Welcome to Page to Picture, where we take a look at newly adapted movies and see how they stack up against their literary counterparts.
In this installment we help you decided whether you should stay in the theater long enough to witness the lackluster ending of If I Stay. WARNING: Spoilers lay ahead!
Let’s start with the book…
If I Stay was published in 2009 and was written by Gayle Forman. The novel follows 17-year-old Mia Hall as she tries to make the life altering discussion on whether to keep fighting and stay or be reunited with her family and leave. Pretty damn dramatic stuff! Throw in a boy in a band and deep passion for music, and you got all the right elements for a tearjerker YA.
If I Stay was published three years before John Green’s “realistic YA,” The Fault in Our Stars, but I would not put the two books or the two films in the same category. I did enjoy the novel and liked the way the book was structured, though I found the story predictable. I think the most successful element of this book was that it was a different kind of love story. Sure Mia was very much in love with Adam but the novel covers more of her love for her family and her passion for her own music and future.
Could Mia live in a world without her beloved family? Will she stay for her music and maybe even a little for Adam? Those are the consent questions we have throughout the novel. Though the ending may seem predictable, it was a justifying one.
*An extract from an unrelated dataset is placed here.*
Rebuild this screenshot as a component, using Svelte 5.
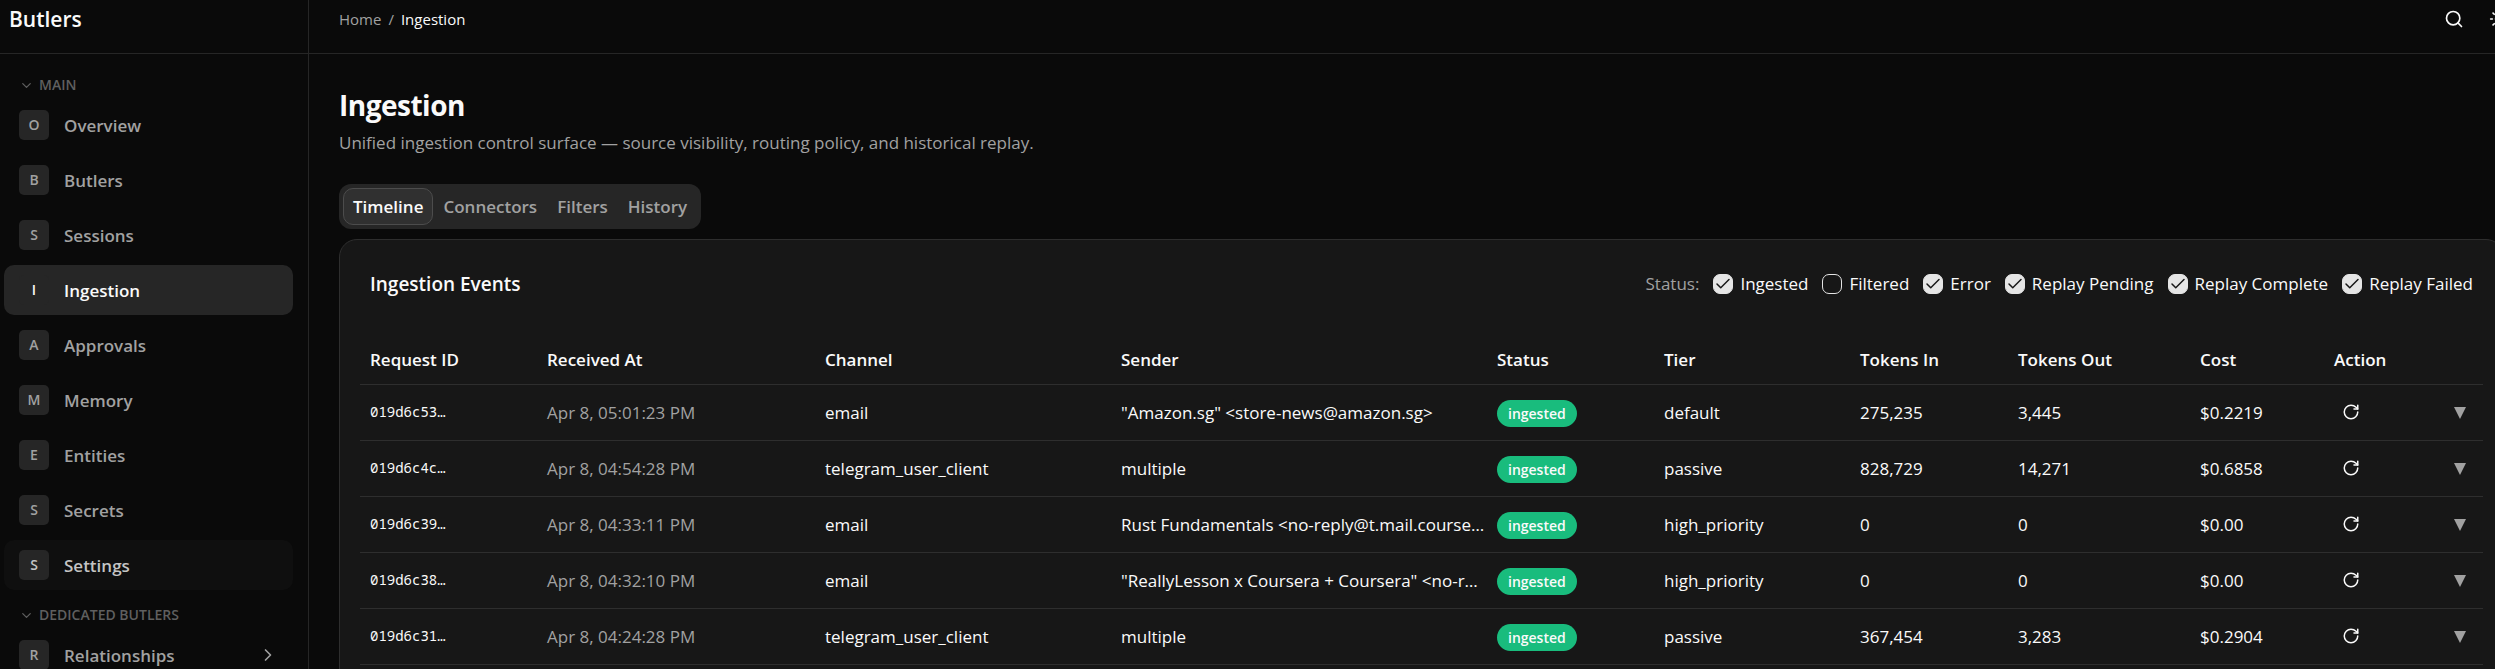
<script>
  const main = ['Overview', 'Butlers', 'Sessions', 'Ingestion', 'Approvals', 'Memory', 'Entities', 'Secrets', 'Settings'];
  const tabs = ['Timeline', 'Connectors', 'Filters', 'History'];
  const filters = [
    { label: 'Ingested', on: true },
    { label: 'Filtered', on: false },
    { label: 'Error', on: true },
    { label: 'Replay Pending', on: true },
    { label: 'Replay Complete', on: true },
    { label: 'Replay Failed', on: true }
  ];
  const columns = [
    { name: 'Request ID', width: 177 },
    { name: 'Received At', width: 278 },
    { name: 'Channel', width: 296 },
    { name: 'Sender', width: 376 },
    { name: 'Status', width: 167 },
    { name: 'Tier', width: 196 },
    { name: 'Tokens In', width: 158 },
    { name: 'Tokens Out', width: 182 },
    { name: 'Cost', width: 134 },
    { name: 'Action', width: 120 },
    { name: '', width: 39 }
  ];
  const events = [
    { id: '019d6c53…', at: 'Apr 8, 05:01:23 PM', channel: 'email', sender: '"Amazon.sg" <store-news@amazon.sg>', tier: 'default', tin: '275,235', tout: '3,445', cost: '$0.2219' },
    { id: '019d6c4c…', at: 'Apr 8, 04:54:28 PM', channel: 'telegram_user_client', sender: 'multiple', tier: 'passive', tin: '828,729', tout: '14,271', cost: '$0.6858' },
    { id: '019d6c39…', at: 'Apr 8, 04:33:11 PM', channel: 'email', sender: 'Rust Fundamentals <no-reply@t.mail.course…', tier: 'high_priority', tin: '0', tout: '0', cost: '$0.00' },
    { id: '019d6c38…', at: 'Apr 8, 04:32:10 PM', channel: 'email', sender: '"ReallyLesson x Coursera + Coursera" <no-r…', tier: 'high_priority', tin: '0', tout: '0', cost: '$0.00' },
    { id: '019d6c31…', at: 'Apr 8, 04:24:28 PM', channel: 'telegram_user_client', sender: 'multiple', tier: 'passive', tin: '367,454', tout: '3,283', cost: '$0.2904' }
  ];
</script>

{#snippet section(label)}
  <button class="section">
    <svg viewBox="0 0 24 24" class="chev"><path d="m6 9 6 6 6-6" /></svg>
    {label}
  </button>
{/snippet}

<div class="app">
  <aside>
    <div class="brand">Butlers</div>
    <nav aria-label="Primary">
      {@render section('MAIN')}
      <ul>
        {#each main as item}
          <li>
            <a href="#{item.toLowerCase()}" class:active={item === 'Ingestion'} class:hover={item === 'Settings'}>
              <span class="initial">{item[0]}</span><span class="name">{item}</span>
            </a>
          </li>
        {/each}
      </ul>
      {@render section('DEDICATED BUTLERS')}
      <ul>
        <li>
          <a href="#relationships">
            <span class="initial">R</span><span class="name">Relationships</span>
            <svg viewBox="0 0 24 24" class="more"><path d="m9 18 6-6-6-6" /></svg>
          </a>
        </li>
      </ul>
    </nav>
  </aside>

  <div class="content">
    <header>
      <div class="crumbs"><a href="#home">Home</a><span>/</span><span class="here">Ingestion</span></div>
      <div class="tools">
        <button aria-label="Search"><svg viewBox="0 0 24 24"><circle cx="11" cy="11" r="8" /><path d="m21 21-4.3-4.3" /></svg></button>
        <button aria-label="Toggle theme"><svg viewBox="0 0 24 24"><circle cx="12" cy="12" r="4" /><path d="M12 2v2M12 20v2M4.9 4.9l1.4 1.4M17.7 17.7l1.4 1.4M2 12h2M20 12h2M6.3 17.7l-1.4 1.4M19.1 4.9l-1.4 1.4" /></svg></button>
      </div>
    </header>
    <main>
      <h1>Ingestion</h1>
      <p class="lead">Unified ingestion control surface — source visibility, routing policy, and historical replay.</p>
      <div class="tabs" role="tablist">
        {#each tabs as tab, i}
          <button role="tab" aria-selected={i === 0}>{tab}</button>
        {/each}
      </div>
      <section class="card">
        <div class="cardhead">
          <h2>Ingestion Events</h2>
          <div class="filters">
            <span>Status:</span>
            {#each filters as f}
              <label><input type="checkbox" checked={f.on} />{f.label}</label>
            {/each}
          </div>
        </div>
        <table>
          <colgroup>
            {#each columns as c}<col style="width: {c.width}px" />{/each}
          </colgroup>
          <thead>
            <tr>{#each columns as c}<th>{c.name}</th>{/each}</tr>
          </thead>
          <tbody>
            {#each events as e}
              <tr>
                <td class="mono">{e.id}</td>
                <td class="muted">{e.at}</td>
                <td>{e.channel}</td>
                <td>{e.sender}</td>
                <td><span class="badge">ingested</span></td>
                <td>{e.tier}</td>
                <td>{e.tin}</td>
                <td>{e.tout}</td>
                <td>{e.cost}</td>
                <td class="icon">
                  <button class="replay" aria-label="Replay">
                    <svg viewBox="0 0 24 24"><path d="M21 12a9 9 0 1 1-9-9c2.52 0 4.93 1 6.74 2.74L21 8" /><path d="M21 3v5h-5" /></svg>
                  </button>
                </td>
                <td><button class="expand" aria-label="Expand"><svg viewBox="0 0 12 12"><path d="M0 0h12L6 12z" /></svg></button></td>
              </tr>
            {/each}
          </tbody>
        </table>
      </section>
    </main>
  </div>
</div>

<style>
  :global(body) {
    background: #0a0a0a;
    overflow: hidden;
  }
  .app {
    display: flex;
    min-height: 100vh;
    overflow: hidden;
    background: #0a0a0a;
    color: #fafafa;
    font: 400 17px/24px "Open Sans", "Noto Sans", sans-serif;
  }
  button {
    font: inherit;
    color: inherit;
    background: none;
    border: 0;
    padding: 0;
  }
  a {
    color: inherit;
    text-decoration: none;
  }
  svg {
    display: block;
    fill: none;
    stroke: currentColor;
    stroke-width: 2;
    stroke-linecap: round;
    stroke-linejoin: round;
  }
  aside {
    flex: none;
    box-sizing: border-box;
    width: 309px;
    height: 100vh;
    overflow: hidden;
    border-right: 1px solid #262626;
  }
  .brand {
    box-sizing: border-box;
    height: 54px;
    padding: 4px 9px 0;
    border-bottom: 1px solid #262626;
    font-size: 21px;
    line-height: 30px;
    font-weight: 600;
  }
  nav {
    padding: 16px 15px 0 4px;
  }
  .section {
    display: flex;
    align-items: center;
    gap: 5px;
    height: 30px;
    padding-left: 15px;
    font-size: 14px;
    font-weight: 600;
    color: #5f5f5f;
  }
  .chev {
    width: 15px;
    height: 15px;
  }
  ul {
    display: flex;
    flex-direction: column;
    gap: 5px;
    list-style: none;
    margin: 0 0 10px;
    padding: 0;
  }
  li a {
    display: flex;
    align-items: center;
    gap: 15px;
    height: 50px;
    padding: 0 15px;
    border-radius: 10px;
    font-weight: 600;
    color: #a1a1a1;
  }
  .name {
    padding-top: 2px;
  }
  .initial {
    display: grid;
    place-items: center;
    width: 30px;
    height: 30px;
    border-radius: 5px;
    background: #262626;
    font-size: 14px;
  }
  li a.active {
    background: #262626;
    color: #fafafa;
  }
  li a.hover {
    background: #0f0f0f;
    color: #c4c4c4;
  }
  .more {
    width: 20px;
    height: 20px;
    margin-left: auto;
  }
  .content {
    flex: 1;
    min-width: 0;
    margin-right: -9px;
  }
  header {
    box-sizing: border-box;
    display: flex;
    justify-content: space-between;
    height: 54px;
    padding: 7px 0 0 30px;
    border-bottom: 1px solid #262626;
  }
  .crumbs {
    display: flex;
    gap: 7px;
    font-size: 15px;
    color: #a1a1a1;
  }
  .here {
    color: #fafafa;
  }
  .tools {
    display: flex;
    align-items: center;
    height: 24px;
    gap: 25px;
    margin-right: -5px;
  }
  .tools svg {
    width: 20px;
    height: 20px;
  }
  main {
    padding: 30px 0 0 30px;
  }
  h1 {
    margin: 0;
    font-size: 28px;
    line-height: 42px;
    font-weight: 700;
    letter-spacing: -0.5px;
  }
  .lead {
    margin: 5px 0 29px;
    color: #a1a1a1;
  }
  .tabs {
    display: flex;
    width: fit-content;
    padding: 4px;
    border-radius: 12px;
    background: #262626;
  }
  .tabs button {
    height: 37px;
    padding: 0 9px;
    border: 1px solid transparent;
    border-radius: 10px;
    color: #a1a1a1;
    font-weight: 600;
  }
  .tabs button[aria-selected='true'] {
    border-color: #4c4c4c;
    background: #303030;
    color: #fafafa;
  }
  .card {
    margin-top: 10px;
    padding: 30px 20px;
    border: 1px solid #2e2e2e;
    border-radius: 18px;
    background: #171717;
  }
  .cardhead {
    display: flex;
    align-items: center;
    justify-content: space-between;
    height: 28px;
    padding: 0 10px;
    margin-bottom: 36px;
  }
  h2 {
    margin: 0;
    font-size: 19px;
    font-weight: 600;
  }
  .filters {
    display: flex;
    gap: 14px;
    color: #a1a1a1;
  }
  label {
    display: flex;
    align-items: center;
    gap: 7px;
    color: #fafafa;
  }
  input {
    appearance: none;
    box-sizing: border-box;
    width: 20px;
    height: 20px;
    margin: 0;
    border: 1px solid #e5e5e5;
    border-radius: 7px;
  }
  input:checked {
    background: #e5e5e5 url("data:image/svg+xml,%3Csvg xmlns='http://www.w3.org/2000/svg' viewBox='0 0 24 24' fill='none' stroke='%23171717' stroke-width='2' stroke-linecap='round' stroke-linejoin='round'%3E%3Cpath d='M20 6 9 17l-5-5'/%3E%3C/svg%3E") center / 18px no-repeat;
  }
  table {
    width: 100%;
    table-layout: fixed;
    border-collapse: collapse;
  }
  th,
  td {
    box-sizing: border-box;
    padding: 2px 10px 0;
    border-bottom: 1px solid #2e2e2e;
    text-align: left;
    white-space: nowrap;
  }
  th {
    height: 50px;
    font-weight: 600;
  }
  td {
    height: 56px;
  }
  td.mono {
    padding-top: 0;
    font: 14px/20px "Noto Sans Mono", "DejaVu Sans Mono", monospace;
  }
  td.icon {
    padding-top: 0;
  }
  .muted {
    color: #a1a1a1;
  }
  .badge {
    display: inline-block;
    padding: 2px 11px;
    border-radius: 14px;
    background: #19bc7d;
    font-size: 14px;
    font-weight: 600;
    line-height: 23px;
  }
  .replay {
    display: block;
    padding: 0 8px;
  }
  .replay svg {
    width: 18px;
    height: 18px;
  }
  .expand {
    display: block;
    color: #a1a1a1;
  }
  .expand svg {
    width: 12px;
    height: 12px;
    fill: currentColor;
    stroke: none;
  }
</style>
Which brings us to the movie…
and how it just seemed to miss the whole point of the justifying ending the novel delivered. Do not even get me started on how awful the film’s tagline is!
If I Stay overall was a pretty decent adaptation. Chloë Grace Moretz and Jamie Blackley were the perfect Mia and Adam. Actually I cannot complain about any of the casting for the film. The real star of the film was the location, Portland. Try to tell me after seeing this film you didn’t want to pack up your car and run away to the North West coast.
Like in any adaptation we lose some of the story and development of characters. For the most part this wasn’t an issue. I was worried that they would cut out the scene where Mia’s grandfather tells her that he understands if she wants to go but it is present in the film and may just be the most tear-worthy scene, along with the moment where Mia finds out her little brother Teddy has passed on.
My main issue with the film was the ending, which completely missed everything the novel was trying to convey. Okay a little back story: in the novel at the moment of the accident Mia and Adam are going through a rough time but are still together and Mia is planning on attending his show in Portland that night, whereas in the film, the two are broken up and are not speaking. Though a small change, I found it to change the perspective of the viewer. Mia is about to walk into the light, which I am sorry was corny visually, when she hears one of her favorite classical pieces playing, she runs back to her room to find Adam has placed headphones on coma Mia. In the book Adam gives a beautiful speech about how he wants her to stay but not for him for her blah blah. In the film, Adam wants Mia to stay pretty much for him. After a beat, Adam opens the letter from Julliard reveling Mia got in. Then out of freaking no where Adam starts playing Mia a song her just wrote for her. This clearly was placed into the film to appeal to the teenage girls … like hello who doesn’t want a song written for them?! It seems like some time has passed and Mia finally wakes whispering Adams name … cut to black and me yelling WHAT!
I am not sure if this was a complete lack of understanding or just a bad translation of the novel’s ending but I do not approve. The book ending is way better! Adam gives a beautiful speech even saying he would leave Mia alone if that she what she wants. He then puts the headphones on coma Mia and plays the classical piece for her, which causes a flash of past and future memories to overcome Mia. Main point, it was not Adam who brought Mia back it was her love for music.
I suggest waiting for the film to come to VOD instead of heading to the theaters to see it.